Please report every line from the material that contains the word "this".

┌────────

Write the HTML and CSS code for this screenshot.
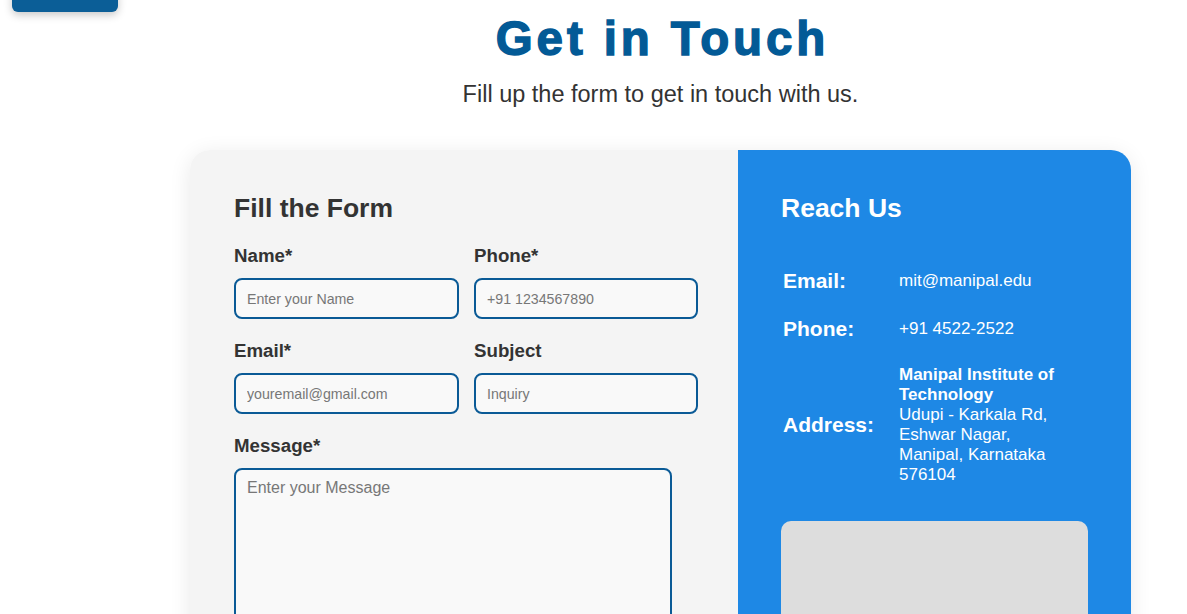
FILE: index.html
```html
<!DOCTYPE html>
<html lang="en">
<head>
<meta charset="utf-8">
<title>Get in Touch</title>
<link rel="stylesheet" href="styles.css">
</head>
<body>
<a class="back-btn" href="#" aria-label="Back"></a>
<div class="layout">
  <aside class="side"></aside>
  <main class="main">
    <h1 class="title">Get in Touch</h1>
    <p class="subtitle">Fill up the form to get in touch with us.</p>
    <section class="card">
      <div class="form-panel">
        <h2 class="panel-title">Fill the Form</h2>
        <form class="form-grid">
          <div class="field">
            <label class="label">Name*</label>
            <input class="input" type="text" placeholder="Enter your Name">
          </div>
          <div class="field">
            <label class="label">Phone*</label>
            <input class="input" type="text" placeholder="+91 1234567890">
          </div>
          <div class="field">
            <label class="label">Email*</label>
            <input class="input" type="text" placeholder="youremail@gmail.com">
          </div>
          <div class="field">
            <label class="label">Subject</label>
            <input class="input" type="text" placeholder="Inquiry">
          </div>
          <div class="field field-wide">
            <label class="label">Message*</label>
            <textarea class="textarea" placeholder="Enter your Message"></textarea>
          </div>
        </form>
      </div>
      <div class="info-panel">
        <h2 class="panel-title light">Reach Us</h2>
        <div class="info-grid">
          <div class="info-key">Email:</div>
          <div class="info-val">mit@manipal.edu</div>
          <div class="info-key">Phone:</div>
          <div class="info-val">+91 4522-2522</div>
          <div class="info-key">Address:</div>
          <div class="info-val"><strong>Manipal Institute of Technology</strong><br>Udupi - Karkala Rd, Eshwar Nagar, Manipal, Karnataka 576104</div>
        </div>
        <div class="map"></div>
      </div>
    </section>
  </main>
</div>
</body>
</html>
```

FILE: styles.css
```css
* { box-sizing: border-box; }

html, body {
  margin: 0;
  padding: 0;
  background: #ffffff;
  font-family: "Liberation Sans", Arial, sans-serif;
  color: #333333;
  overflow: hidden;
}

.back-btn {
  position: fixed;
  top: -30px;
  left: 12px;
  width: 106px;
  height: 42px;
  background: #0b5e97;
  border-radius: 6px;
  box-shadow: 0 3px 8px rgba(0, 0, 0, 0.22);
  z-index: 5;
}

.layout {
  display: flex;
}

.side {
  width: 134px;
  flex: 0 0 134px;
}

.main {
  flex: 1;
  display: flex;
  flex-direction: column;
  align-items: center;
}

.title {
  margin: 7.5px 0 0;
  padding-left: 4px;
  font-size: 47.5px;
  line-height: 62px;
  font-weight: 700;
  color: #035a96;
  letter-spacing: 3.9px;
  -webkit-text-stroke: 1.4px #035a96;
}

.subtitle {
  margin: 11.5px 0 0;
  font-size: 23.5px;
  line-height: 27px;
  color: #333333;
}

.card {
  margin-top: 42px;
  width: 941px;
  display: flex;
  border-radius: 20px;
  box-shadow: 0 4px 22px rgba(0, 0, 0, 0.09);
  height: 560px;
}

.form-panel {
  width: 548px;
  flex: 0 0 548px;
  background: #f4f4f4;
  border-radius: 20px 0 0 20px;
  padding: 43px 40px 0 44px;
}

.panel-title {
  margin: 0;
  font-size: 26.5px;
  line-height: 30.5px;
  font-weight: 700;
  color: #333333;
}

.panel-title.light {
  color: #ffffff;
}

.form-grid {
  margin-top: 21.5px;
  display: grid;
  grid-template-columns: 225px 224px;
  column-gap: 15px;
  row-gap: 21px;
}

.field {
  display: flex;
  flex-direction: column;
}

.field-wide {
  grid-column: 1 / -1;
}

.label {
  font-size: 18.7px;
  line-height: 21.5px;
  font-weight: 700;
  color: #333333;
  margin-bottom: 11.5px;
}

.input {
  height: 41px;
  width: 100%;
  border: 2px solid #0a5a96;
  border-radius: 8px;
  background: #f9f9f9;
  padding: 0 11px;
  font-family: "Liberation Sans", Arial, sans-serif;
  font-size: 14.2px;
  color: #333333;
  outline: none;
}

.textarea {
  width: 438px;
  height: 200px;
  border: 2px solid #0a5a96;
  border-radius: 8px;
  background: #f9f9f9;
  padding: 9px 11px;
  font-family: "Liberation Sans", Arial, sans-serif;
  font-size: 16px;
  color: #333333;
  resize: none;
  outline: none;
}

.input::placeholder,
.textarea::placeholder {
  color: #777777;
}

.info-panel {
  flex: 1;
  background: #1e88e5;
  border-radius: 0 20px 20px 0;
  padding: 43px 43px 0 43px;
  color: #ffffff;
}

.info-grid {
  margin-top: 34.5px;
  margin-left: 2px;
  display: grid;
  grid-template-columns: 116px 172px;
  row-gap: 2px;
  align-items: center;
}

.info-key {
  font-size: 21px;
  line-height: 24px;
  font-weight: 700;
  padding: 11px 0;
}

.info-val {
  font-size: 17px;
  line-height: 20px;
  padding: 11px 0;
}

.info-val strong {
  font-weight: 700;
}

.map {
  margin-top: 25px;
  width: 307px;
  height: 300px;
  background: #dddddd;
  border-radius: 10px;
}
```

└────────
┌────────

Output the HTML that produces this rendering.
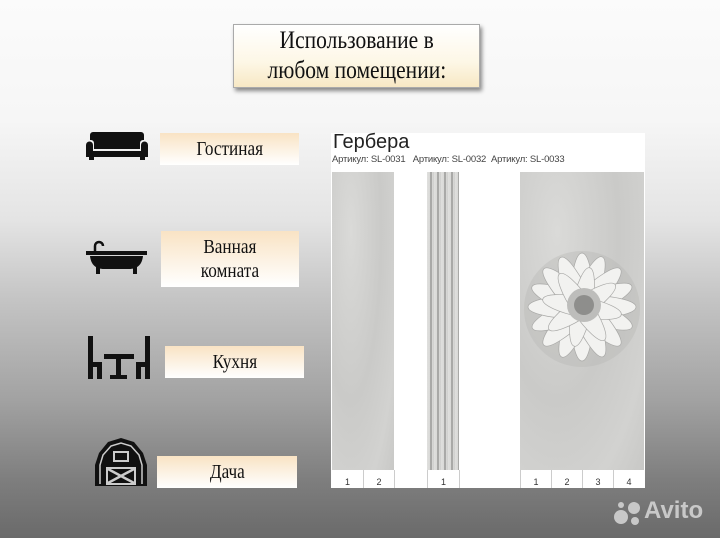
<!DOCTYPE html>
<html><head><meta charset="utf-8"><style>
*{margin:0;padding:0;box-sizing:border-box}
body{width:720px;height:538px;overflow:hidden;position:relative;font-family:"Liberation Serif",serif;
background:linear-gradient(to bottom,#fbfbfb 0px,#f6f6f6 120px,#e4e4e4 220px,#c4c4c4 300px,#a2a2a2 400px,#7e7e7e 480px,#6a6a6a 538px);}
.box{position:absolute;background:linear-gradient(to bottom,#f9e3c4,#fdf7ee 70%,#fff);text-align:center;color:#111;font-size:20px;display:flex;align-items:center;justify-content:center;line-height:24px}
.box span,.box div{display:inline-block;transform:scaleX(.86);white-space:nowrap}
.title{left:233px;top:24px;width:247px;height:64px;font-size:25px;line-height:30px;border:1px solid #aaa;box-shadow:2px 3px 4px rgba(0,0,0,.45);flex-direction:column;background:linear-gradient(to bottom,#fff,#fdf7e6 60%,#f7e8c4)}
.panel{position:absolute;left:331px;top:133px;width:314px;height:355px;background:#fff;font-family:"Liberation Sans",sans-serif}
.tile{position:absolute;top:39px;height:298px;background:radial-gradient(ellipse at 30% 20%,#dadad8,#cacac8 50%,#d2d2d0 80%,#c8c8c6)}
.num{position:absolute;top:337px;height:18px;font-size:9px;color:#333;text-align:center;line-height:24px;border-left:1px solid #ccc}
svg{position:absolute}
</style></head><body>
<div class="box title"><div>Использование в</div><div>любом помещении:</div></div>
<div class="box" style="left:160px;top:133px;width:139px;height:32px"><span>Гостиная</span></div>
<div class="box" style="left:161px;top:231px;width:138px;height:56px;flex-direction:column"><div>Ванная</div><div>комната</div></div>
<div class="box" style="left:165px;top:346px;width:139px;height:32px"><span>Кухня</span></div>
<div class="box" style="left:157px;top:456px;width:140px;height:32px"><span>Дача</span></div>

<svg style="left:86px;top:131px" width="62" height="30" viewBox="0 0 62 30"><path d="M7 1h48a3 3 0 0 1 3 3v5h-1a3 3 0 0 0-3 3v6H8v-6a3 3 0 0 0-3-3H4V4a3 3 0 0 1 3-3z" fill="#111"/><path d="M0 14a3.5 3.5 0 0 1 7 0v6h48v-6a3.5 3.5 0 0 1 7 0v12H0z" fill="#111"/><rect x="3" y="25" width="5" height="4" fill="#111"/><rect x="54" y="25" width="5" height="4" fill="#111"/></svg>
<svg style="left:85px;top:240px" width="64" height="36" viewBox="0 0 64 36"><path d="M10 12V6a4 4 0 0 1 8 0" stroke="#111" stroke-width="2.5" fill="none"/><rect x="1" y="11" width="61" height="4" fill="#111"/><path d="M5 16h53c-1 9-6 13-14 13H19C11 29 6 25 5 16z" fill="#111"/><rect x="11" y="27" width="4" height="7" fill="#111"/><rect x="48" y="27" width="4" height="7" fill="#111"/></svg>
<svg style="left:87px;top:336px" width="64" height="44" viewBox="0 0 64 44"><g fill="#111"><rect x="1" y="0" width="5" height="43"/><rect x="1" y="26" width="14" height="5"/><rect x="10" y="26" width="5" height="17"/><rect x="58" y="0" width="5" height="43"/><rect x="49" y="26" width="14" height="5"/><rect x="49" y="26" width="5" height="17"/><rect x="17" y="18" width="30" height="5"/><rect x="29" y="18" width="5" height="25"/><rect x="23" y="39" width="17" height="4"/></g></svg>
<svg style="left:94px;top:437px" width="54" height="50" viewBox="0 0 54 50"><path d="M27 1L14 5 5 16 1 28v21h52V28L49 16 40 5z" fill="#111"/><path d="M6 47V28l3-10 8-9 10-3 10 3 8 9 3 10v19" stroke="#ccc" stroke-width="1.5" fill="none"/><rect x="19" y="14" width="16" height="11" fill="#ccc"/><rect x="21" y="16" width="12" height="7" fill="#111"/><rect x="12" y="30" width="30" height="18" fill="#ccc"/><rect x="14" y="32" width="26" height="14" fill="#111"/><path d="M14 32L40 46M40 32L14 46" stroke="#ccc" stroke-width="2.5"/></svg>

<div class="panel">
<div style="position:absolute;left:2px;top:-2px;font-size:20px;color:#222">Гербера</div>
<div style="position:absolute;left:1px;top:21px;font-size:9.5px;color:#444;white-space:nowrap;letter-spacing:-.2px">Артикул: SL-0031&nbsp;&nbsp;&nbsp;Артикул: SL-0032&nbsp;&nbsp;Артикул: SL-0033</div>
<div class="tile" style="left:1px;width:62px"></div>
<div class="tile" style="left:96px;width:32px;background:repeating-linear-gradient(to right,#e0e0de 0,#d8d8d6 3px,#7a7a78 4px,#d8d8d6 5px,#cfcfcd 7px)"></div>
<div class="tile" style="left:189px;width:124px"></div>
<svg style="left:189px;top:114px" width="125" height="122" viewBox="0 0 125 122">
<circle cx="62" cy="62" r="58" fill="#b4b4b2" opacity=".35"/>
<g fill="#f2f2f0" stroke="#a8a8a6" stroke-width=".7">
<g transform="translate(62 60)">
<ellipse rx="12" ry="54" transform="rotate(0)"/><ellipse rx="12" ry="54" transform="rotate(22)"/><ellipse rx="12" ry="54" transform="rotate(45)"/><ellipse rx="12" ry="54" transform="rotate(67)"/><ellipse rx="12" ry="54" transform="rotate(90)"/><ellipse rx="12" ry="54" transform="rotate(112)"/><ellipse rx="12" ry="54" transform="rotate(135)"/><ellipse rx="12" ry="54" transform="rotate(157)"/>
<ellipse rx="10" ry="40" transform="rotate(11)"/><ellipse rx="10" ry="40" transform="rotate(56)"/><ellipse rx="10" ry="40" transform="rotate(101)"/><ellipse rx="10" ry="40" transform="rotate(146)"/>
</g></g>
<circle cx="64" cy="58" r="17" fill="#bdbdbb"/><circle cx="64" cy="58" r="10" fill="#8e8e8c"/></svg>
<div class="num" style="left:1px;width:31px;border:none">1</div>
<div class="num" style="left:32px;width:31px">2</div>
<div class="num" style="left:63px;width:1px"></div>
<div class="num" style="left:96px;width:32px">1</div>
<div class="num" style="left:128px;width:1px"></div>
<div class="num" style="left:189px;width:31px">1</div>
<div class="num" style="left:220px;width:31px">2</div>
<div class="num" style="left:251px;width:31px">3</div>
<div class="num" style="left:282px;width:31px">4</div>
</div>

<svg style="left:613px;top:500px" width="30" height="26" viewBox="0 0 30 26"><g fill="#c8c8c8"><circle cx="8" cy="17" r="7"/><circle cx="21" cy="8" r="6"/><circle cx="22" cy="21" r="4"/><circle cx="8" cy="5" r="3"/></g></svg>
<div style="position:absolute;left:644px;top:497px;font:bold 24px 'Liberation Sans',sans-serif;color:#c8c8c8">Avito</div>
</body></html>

└────────
┌────────

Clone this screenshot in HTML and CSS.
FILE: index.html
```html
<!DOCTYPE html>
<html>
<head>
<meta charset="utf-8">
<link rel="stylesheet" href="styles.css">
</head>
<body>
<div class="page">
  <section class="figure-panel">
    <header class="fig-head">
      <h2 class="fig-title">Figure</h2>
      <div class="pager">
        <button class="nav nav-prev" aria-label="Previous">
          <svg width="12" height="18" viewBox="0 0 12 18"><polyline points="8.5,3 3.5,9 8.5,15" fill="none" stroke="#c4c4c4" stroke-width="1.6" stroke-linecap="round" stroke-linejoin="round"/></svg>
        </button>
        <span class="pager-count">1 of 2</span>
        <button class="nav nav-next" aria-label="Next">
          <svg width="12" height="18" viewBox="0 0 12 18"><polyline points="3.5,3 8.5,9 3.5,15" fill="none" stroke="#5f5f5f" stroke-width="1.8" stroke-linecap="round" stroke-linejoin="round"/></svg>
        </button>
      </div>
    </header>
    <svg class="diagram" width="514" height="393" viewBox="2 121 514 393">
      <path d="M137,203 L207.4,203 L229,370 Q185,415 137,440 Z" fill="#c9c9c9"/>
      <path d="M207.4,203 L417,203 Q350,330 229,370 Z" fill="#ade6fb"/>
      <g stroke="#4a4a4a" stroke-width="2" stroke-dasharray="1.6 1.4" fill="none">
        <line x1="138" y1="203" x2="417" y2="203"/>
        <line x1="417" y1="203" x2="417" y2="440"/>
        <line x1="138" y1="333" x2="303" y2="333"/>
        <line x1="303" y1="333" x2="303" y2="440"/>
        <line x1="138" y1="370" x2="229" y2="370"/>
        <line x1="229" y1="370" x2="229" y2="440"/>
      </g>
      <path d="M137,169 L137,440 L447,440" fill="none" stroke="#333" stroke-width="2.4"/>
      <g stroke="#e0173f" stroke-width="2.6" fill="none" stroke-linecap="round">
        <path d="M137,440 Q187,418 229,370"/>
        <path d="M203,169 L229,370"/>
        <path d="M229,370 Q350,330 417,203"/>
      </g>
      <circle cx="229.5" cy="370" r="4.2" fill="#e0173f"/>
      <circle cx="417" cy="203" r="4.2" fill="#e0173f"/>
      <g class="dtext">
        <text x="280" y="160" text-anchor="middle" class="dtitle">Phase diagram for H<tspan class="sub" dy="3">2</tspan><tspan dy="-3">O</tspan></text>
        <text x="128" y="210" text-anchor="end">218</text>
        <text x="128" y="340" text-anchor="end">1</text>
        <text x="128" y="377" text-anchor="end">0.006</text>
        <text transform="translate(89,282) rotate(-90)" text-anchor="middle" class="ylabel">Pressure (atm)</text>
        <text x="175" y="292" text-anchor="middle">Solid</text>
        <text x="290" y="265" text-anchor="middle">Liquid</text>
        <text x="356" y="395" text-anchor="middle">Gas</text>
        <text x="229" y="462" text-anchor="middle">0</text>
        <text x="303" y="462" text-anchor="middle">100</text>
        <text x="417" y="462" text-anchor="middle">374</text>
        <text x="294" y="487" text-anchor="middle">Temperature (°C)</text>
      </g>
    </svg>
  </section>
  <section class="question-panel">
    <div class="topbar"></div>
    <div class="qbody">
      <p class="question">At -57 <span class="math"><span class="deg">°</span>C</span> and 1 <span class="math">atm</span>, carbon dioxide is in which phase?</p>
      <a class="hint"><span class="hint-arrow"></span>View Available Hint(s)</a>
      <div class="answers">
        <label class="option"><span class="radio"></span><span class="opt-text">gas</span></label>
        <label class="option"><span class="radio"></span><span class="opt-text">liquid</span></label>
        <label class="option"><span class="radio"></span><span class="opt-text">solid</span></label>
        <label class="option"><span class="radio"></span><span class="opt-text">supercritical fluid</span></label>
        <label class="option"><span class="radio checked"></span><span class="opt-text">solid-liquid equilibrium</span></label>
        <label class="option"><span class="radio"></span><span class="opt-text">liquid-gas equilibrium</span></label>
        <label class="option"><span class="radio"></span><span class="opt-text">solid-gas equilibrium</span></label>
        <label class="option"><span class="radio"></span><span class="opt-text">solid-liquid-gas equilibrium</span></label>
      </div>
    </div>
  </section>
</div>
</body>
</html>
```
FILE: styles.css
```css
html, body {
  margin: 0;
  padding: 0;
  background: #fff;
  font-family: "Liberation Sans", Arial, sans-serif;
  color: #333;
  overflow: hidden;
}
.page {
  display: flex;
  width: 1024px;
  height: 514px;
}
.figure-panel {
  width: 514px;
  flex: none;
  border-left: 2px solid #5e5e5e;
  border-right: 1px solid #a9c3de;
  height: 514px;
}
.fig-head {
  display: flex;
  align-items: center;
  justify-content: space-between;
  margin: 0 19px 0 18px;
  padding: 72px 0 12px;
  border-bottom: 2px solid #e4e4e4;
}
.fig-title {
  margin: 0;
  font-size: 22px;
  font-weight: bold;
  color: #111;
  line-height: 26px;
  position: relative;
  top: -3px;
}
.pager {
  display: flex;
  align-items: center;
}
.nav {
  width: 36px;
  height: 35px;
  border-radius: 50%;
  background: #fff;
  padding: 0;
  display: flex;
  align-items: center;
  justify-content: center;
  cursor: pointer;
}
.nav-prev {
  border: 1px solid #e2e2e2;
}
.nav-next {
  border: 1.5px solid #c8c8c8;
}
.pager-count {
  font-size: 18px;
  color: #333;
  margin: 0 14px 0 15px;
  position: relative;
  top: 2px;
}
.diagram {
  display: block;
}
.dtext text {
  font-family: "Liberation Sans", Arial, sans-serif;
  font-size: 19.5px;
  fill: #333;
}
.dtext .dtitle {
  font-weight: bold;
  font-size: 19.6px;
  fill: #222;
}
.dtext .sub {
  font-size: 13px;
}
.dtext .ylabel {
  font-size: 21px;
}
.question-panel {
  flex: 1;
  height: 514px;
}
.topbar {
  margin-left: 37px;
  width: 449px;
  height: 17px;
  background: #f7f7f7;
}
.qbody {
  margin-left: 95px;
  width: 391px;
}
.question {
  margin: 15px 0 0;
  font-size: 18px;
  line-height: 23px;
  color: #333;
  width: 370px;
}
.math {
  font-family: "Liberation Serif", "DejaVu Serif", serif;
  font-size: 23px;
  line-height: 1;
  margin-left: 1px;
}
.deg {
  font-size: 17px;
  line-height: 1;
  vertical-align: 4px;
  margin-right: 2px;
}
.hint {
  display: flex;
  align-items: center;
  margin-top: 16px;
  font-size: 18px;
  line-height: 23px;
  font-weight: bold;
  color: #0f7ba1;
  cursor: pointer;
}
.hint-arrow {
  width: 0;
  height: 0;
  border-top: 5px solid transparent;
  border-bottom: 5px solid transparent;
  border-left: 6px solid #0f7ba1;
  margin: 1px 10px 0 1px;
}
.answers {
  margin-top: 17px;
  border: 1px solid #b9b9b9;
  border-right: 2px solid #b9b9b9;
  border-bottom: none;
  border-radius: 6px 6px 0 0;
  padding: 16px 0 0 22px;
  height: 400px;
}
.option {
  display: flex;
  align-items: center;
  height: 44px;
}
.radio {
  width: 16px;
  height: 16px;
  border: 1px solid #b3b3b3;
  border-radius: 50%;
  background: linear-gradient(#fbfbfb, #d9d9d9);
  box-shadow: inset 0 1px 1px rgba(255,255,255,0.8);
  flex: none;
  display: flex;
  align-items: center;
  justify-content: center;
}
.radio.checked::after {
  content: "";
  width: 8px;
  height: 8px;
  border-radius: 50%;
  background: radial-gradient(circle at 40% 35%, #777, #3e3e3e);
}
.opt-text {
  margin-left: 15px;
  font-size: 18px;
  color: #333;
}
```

└────────

### Task response
Write the HTML and CSS code for this screenshot.
Output the HTML that produces this rendering.
Clone this screenshot in HTML and CSS.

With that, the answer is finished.